Schon 92 Jahre alt ist Giselle Cycowicz, die den Holocaust überlebt hat, weil die Nazis sie im Lager als Zeichnerin einsetzten. Sie berichtet dem Bundespräsidenten und seiner Frau Elke Büdenbender auch von stundenlangen Fußmärschen im Schnee und in eisiger Kälte, ohne Socken. Die Kälte ist bis heute in ihr: „Nie, nie ist mir warm.“Und obwohl sie der Holocaust bis heute verfolgt, sagt die Psychologin zu Steinmeier und seiner Frau: „Es freut mich sehr, Sie hier zu sehen.“
Wie schauen die Israelis heute auf Deutschland – angesichts der Übergriffe auf Juden, angesichts von Halle? „Die Wahrnehmung ist sehr positiv“, sagt die Meinungsforscherin Dahlia Scheidlin im Gespräch mit deutschen Journalisten. Der Historiker David Witzthum führt das vor allem auf das hohe Ansehen der Kanzlerin zurück. „Angela Merkel ist in Israel viel populärer als in Deutschland.“
In Yad Vashem muss Steinmeier am Donnerstag lange warten. Schon weil Russlands Präsident Wladimir Putin und Israels Ministerpräsident Benjamin Netanjahu mit der Einweihung eines Denkmals für die Opfer der Blockade von Leningrad durch deutsche Truppen September 1941 bis Januar 1944 so lange brauchen, dass sich der Beginn des Holocaust-Forum um eine Stunde verzögert. Und Rivlin spricht gut 15 statt der vorgesehenen fünf Minuten. „Am 27. Januar 1945 wurden die Tore der Hölle geöffnet. Auschwitz wurde befreit“, sagt er.

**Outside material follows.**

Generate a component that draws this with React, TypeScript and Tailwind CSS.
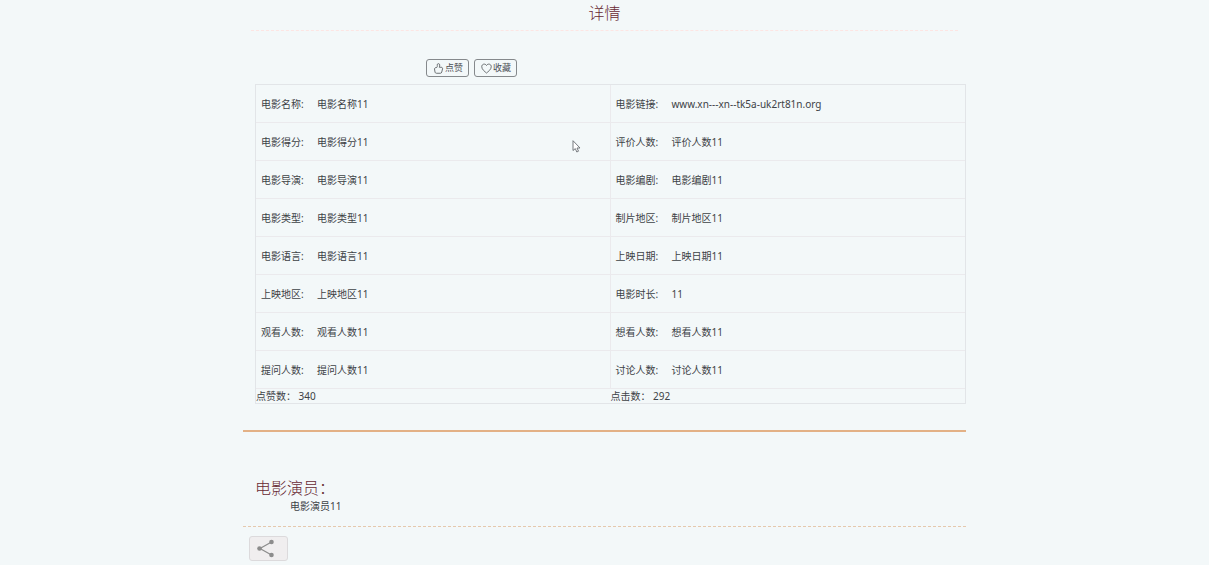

„Wir werden keinen weiteren Holocaust zulassen“, ergänzt anschließend Netanjahu und betont die Fähigkeit seines Landes, sich selbst zu verteidigen. Zugleich warnt er mit Blick auf den Antisemitismus heute: „Was mit Judenhass beginnt, hört mit Judenhass nicht auf.“Auch deshalb sagt Steinmeier später: „Es darf keinen Schlussstrich unter das Erinnern geben.“Am Ende braucht er für seine Botschaften elf Minuten. Mehr wird Steinmeier am kommenden Mittwoch im Bundestag sagen.